Michael McCann (Vermont, CNNSI) has a very interesting column on developments in Ed O’Bannon’s lawsuit against the NCAA.   O’Bannon is challenging the NCAA’s licensing of the names, images and likenesses of former Division I college athletes for commercial purposes without compensation or consent.  McCann discusses the implications of O’Bannon’s motion to expand the class to include current players:

The prospect of O’Bannon v. NCAA radically reshaping college sports is real. If O’Bannon ultimately prevails, “student-athletes” and “amateurism” would take on new meanings in the context of D-I sports. While college athletes would still not obtain compensation for their labor, they would be compensated for the licensing of their identity. If O’Bannon instead extracts a favorable settlement from the NCAA, these athletes would likely be compensated as well.
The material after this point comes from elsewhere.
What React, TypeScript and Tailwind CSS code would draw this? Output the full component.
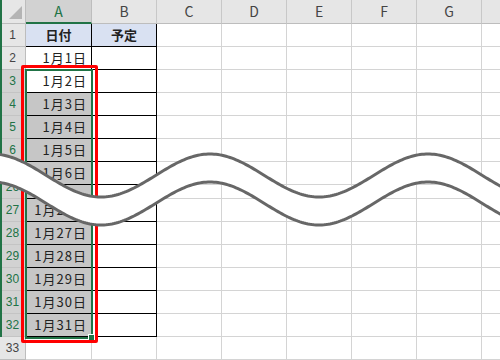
import React from "react";

type RowDef = { n: number; clip?: boolean };

const rows: RowDef[] = [
  { n: 1 }, { n: 2 }, { n: 3 }, { n: 4 }, { n: 5 }, { n: 6 }, { n: 7 },
  { n: 26, clip: true },
  { n: 27 }, { n: 28 }, { n: 29 }, { n: 30 }, { n: 31 }, { n: 32 }, { n: 33 },
];

function wave(offset: number) {
  const pts: [number, number][] = [];
  for (let x = -4; x <= 504; x += 2) {
    const y = 175.5 + offset - 21.5 * Math.cos((2 * Math.PI * (x - 210)) / 218);
    pts.push([x, y]);
  }
  return pts;
}

function Wave() {
  const top = wave(0);
  const bottom = wave(28);
  const band = [...top, ...bottom.slice().reverse()].map((p) => p.join(",")).join(" ");
  return (
    <svg className="absolute left-0 top-0 pointer-events-none" width={500} height={360} viewBox="0 0 500 360">
      <polygon points={band} fill="#ffffff" />
      <polyline points={top.map((p) => p.join(",")).join(" ")} fill="none" stroke="#676767" strokeWidth={3} />
      <polyline points={bottom.map((p) => p.join(",")).join(" ")} fill="none" stroke="#676767" strokeWidth={3} />
    </svg>
  );
}

function HeaderRow() {
  const cols = ["B", "C", "D", "E", "F", "G"];
  return (
    <div className="flex h-[24px] bg-[#e6e6e6] text-[14px] text-[#444]">
      <div className="relative w-[26px] shrink-0 border-r border-b border-[#bdbdbd]">
        <svg className="absolute right-[3px] bottom-[4px]" width="13" height="13" viewBox="0 0 13 13">
          <polygon points="13,0 13,13 0,13" fill="#b4b4b4" />
        </svg>
      </div>
      <div className="w-[66px] shrink-0 flex items-center justify-center bg-[#d2d2d2] text-[#217346] border-r border-[#bdbdbd] border-b-2 border-b-[#217346]">
        A
      </div>
      {cols.map((c) => (
        <div key={c} className="w-[65px] shrink-0 flex items-center justify-center border-r border-b border-[#c8c8c8] border-b-[#bdbdbd]">
          {c}
        </div>
      ))}
      <div className="flex-1 border-b border-[#bdbdbd]" />
    </div>
  );
}

function DataRow({ n, hideText }: { n: number; hideText?: boolean }) {
  const inTable = n <= 32;
  const selected = n >= 3 && n <= 32;
  const shaded = n >= 4 && n <= 32;
  const line = inTable ? "border-black" : "border-[#d4d4d4]";
  let aText = "";
  let bText = "";
  let head = false;
  if (n === 1) {
    aText = "日付";
    bText = "予定";
    head = true;
  } else if (inTable && !hideText) {
    aText = `1月${n - 1}日`;
  }
  return (
    <div className="flex h-[23px]">
      <div
        className={`w-[26px] shrink-0 flex items-center justify-center text-[12px] font-['Liberation_Sans',sans-serif] border-b border-r ${
          selected
            ? "bg-[#d2d2d2] text-[#217346] border-b-[#c4c4c4] border-r-[#217346]"
            : "bg-[#e6e6e6] text-[#444] border-[#bdbdbd]"
        }`}
      >
        {n}
      </div>
      <div
        className={`w-[66px] shrink-0 flex items-center border-b border-r ${line} ${
          head ? "bg-[#d9e1f2] justify-center font-bold" : "justify-end pr-[4px] tracking-[1px]"
        } ${shaded ? "bg-[#c6c6c6]" : head ? "" : "bg-white"}`}
      >
        {aText}
      </div>
      <div
        className={`w-[65px] shrink-0 flex items-center justify-center border-b border-r ${line} ${
          head ? "bg-[#d9e1f2] font-bold" : ""
        }`}
      >
        {bText}
      </div>
      {["C", "D", "E", "F", "G"].map((c) => (
        <div key={c} className="w-[65px] shrink-0 border-b border-r border-[#d4d4d4]" />
      ))}
      <div className="flex-1 border-b border-[#d4d4d4]" />
    </div>
  );
}

export default function App() {
  return (
    <div className="relative w-[500px] h-[360px] overflow-hidden bg-white font-['Noto_Sans_CJK_JP',sans-serif] text-[13px] text-[#222]">
      <HeaderRow />
      {rows.map((r) =>
        r.clip ? (
          <div key={r.n} className="h-[14px] overflow-hidden">
            <div className="-mt-[9px]">
              <DataRow n={r.n} hideText />
            </div>
          </div>
        ) : (
          <DataRow key={r.n} n={r.n} />
        )
      )}

      {/* window edge */}
      <div className="absolute left-0 top-0 w-[2px] h-[337px] bg-[#217346]" />

      {/* selection A3:A32 */}
      <div className="absolute left-[25px] top-[69px] w-[68px] h-[270px] border-2 border-[#217346]" />
      <div className="absolute left-[88px] top-[334px] w-[7px] h-[7px] bg-[#217346] border border-white" />

      {/* red callout */}
      <div className="absolute left-[21px] top-[65px] w-[77px] h-[278px] border-[3px] border-[#ff0000] rounded-[2px]" />

      <Wave />
    </div>
  );
}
Still, it’s early in the litigation process and, besides, the NCAA has a good record in court. The NCAA is sure to raise concerns about the new world of D-I college sports as envisioned by O’Bannon. For one, how a fund for current student-athletes is distributed and how former student-athletes are compensated will spark questions. Should star players get more? Would Title IX be implicated if male student-athletes receive more licensing revenue because they might generate more revenue than female student-athletes? Also expect some colleges and universities to bemoan that they cannot afford to contribute to player trusts unless they eliminate most of their teams and give pay cuts to coaches and staff. Along those lines, schools with large endowments or those with high revenue-generating teams may only become “richer” in a college sports world where certain schools have the financial wherewithal to compensate student-athletes while others do not.

Go read the whole thing.

 

 

In light of Barclays and other recent events, The Economist focuses on increasing corporate fines in response to price-fixing violations.
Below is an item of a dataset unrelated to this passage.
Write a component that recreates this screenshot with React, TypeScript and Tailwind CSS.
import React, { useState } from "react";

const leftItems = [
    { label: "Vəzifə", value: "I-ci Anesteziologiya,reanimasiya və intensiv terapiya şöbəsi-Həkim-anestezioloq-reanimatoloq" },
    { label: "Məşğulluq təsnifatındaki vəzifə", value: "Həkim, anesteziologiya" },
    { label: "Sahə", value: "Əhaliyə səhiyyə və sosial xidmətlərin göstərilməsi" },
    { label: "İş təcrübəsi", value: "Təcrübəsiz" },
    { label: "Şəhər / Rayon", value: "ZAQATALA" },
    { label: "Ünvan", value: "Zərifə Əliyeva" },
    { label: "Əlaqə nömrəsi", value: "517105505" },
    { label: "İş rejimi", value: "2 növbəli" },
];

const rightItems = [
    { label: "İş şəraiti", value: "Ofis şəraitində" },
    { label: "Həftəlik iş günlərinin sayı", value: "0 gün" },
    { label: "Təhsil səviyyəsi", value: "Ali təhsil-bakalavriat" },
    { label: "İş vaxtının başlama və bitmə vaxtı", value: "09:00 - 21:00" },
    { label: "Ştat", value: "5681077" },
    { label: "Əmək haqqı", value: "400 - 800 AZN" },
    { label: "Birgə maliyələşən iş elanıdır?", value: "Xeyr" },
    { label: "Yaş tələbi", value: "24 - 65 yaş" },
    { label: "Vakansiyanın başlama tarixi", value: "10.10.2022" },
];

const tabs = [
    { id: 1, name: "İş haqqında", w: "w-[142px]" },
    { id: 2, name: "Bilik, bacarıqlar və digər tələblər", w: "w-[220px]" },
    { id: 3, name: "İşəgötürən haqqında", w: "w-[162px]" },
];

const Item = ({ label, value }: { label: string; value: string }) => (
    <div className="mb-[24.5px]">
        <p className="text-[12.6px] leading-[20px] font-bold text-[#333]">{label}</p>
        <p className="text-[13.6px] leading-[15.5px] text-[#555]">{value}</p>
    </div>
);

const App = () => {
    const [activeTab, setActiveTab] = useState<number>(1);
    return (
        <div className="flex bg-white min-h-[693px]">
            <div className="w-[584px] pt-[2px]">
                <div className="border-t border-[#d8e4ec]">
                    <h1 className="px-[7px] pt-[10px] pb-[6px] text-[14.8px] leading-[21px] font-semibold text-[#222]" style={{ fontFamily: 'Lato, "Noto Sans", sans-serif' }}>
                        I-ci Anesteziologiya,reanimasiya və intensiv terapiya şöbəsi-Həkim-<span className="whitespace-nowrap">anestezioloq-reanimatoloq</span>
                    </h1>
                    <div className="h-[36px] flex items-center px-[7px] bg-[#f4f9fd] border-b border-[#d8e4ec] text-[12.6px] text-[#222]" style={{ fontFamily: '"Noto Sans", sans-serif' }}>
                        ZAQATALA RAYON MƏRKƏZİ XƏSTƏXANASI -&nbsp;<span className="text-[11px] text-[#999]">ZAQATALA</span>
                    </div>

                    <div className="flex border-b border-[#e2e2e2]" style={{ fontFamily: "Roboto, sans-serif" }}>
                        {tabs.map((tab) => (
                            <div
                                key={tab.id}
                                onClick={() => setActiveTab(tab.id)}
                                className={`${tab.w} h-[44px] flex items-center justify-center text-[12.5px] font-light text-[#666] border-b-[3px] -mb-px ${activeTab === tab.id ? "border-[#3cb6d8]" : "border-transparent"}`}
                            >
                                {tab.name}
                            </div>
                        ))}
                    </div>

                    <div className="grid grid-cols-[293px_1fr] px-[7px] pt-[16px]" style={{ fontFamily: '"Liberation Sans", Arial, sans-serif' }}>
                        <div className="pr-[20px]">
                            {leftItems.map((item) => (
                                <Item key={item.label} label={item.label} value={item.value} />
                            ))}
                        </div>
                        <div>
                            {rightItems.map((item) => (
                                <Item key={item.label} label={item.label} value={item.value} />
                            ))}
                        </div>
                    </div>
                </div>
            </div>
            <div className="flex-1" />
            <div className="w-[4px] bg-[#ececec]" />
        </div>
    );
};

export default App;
That some firms behave badly is nothing new, but the response of the authorities has changed recently. Take cartels. Internationally, fines rose by a factor of one thousand between the 1990s and 2000s. Data from America suggest this is not because there are more cartel cases, which have shown no upward trend since the late 1980s. Rather, the average level of fines has risen (see left-hand chart). Recent penalties have smashed records. The Barclays fine includes the largest ever levied by Britain’s financial regulator and America’s Commodity Futures Trading Commission, for instance. Even so, are fines high enough to work?

The article goes on to discuss the Becker optimal sanction framework.  It also makes some important mistakes in framing the debate.  For example, it describes the Chicago School approach has rejecting corporate or individual fines in lieu of the reputational costs antitrust violators will bear.  The article reaches an unsurprising conclusion consistent with the historical approach of U.S. antitrust and with conventional wisdom: what is needed is more increases in corporate fines.
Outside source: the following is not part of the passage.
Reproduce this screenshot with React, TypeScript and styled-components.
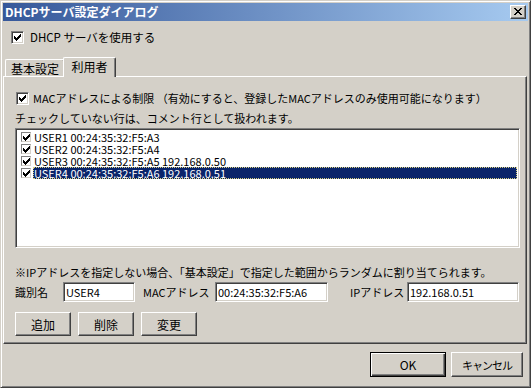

To deter bad behaviour fines need to rise. The watchdogs are biting, but some need sharper teeth.

For reasons described in my article with Judge Ginsburg (D.C. Circuit Court of Appeals; NYU Law), Antitrust Sanctions, I’m skeptical ever-increasing corporate fines are the appropriate prescription for improving deterrence of hard core cartel activity.   Competition Policy International (who published the original article) interviews Judge Ginsburg and I here.  We discuss existing evidence on the effectiveness of criminal antitrust sanctions and propose adding to the mix debarment for individuals responsible for cartel activity.

Competition Policy International has published an interview with Judge Douglas Ginsburg and me following up on our 2010 article “Antitrust Sanctions.”  The interview ranges from topics such as whether the Occupy movements impact our proposal for use of debarment as an antitrust sanction in the United States to fairness concerns and global trends in antitrust penalties.  I believe one must be a subscriber to read the interview or listen to the audio.   The issue also contains an interview with Don Klawiter discussing the relationship between the evolution of executive penalties in antitrust, the Ginsburg & Wright proposal, and compliance programs.  Check it out.

Apple has filed its response to the DOJ Complaint in the e-books case.  Here is the first paragraph of the Answer:

The Government’s Complaint against Apple is fundamentally flawed as a matter of fact and law. Apple has not “conspired” with anyone, was not aware of any alleged “conspiracy” by others, and never “fixed prices.” Apple individually negotiated bilateral agreements with book publishers that allowed it to enter and compete in a new market segment – eBooks. The iBookstore offered its customers a new outstanding, innovative eBook reading experience, an expansion of categories and titles of eBooks, and competitive prices.

And the last paragraph of the Answer’s introduction:

The Supreme Court has made clear that the antitrust laws are not a vehicle for Government intervention in the economy to impose its view of the “best” competitive outcome, or the “optimal” means of competition, but rather to address anticompetitive conduct. Apple’s entry into eBook distribution is classic procompetitive conduct, and for Apple to be subject to hindsight legal attack for a business strategy well-recognized as perfectly proper sends the wrong message to the market, and will discourage competitive entry and innovation and harm consumers.

A theme that runs throughout the Answer is that the “pre-Apple” world of e-books was characterized by little or no competition and that the agency agreements were necessary for its entry, which in turn has resulted in a dramatic increase in output.  The Answer is available here.  While commentary has focused primarily upon the important question of the competitive effects of the move to the agency model, including Geoff’s post here, my hunch is that if the case is litigated its legacy will be as an “agreement” case rather than what it contributes to rule of reason analysis.  In other words, if Apple gets to the rule of reason, the DOJ (like most plaintiffs in rule of reason cases) are likely to lose — especially in light of at least preliminary evidence of dramatic increases in output.  The critical question — I suspect — will be about proof of an actual naked price fixing agreement among publishers and Apple, and as a legal matter, what evidence is sufficient to establish that agreement for the purposes of Section 1 of the Sherman Act.  The Complaint sets forth the evidence the DOJ purports to have on this score.  But my hunch — and it is no more than that — is that this portion of the case will prove more important than any battle between economic experts on the relevant competitive effects.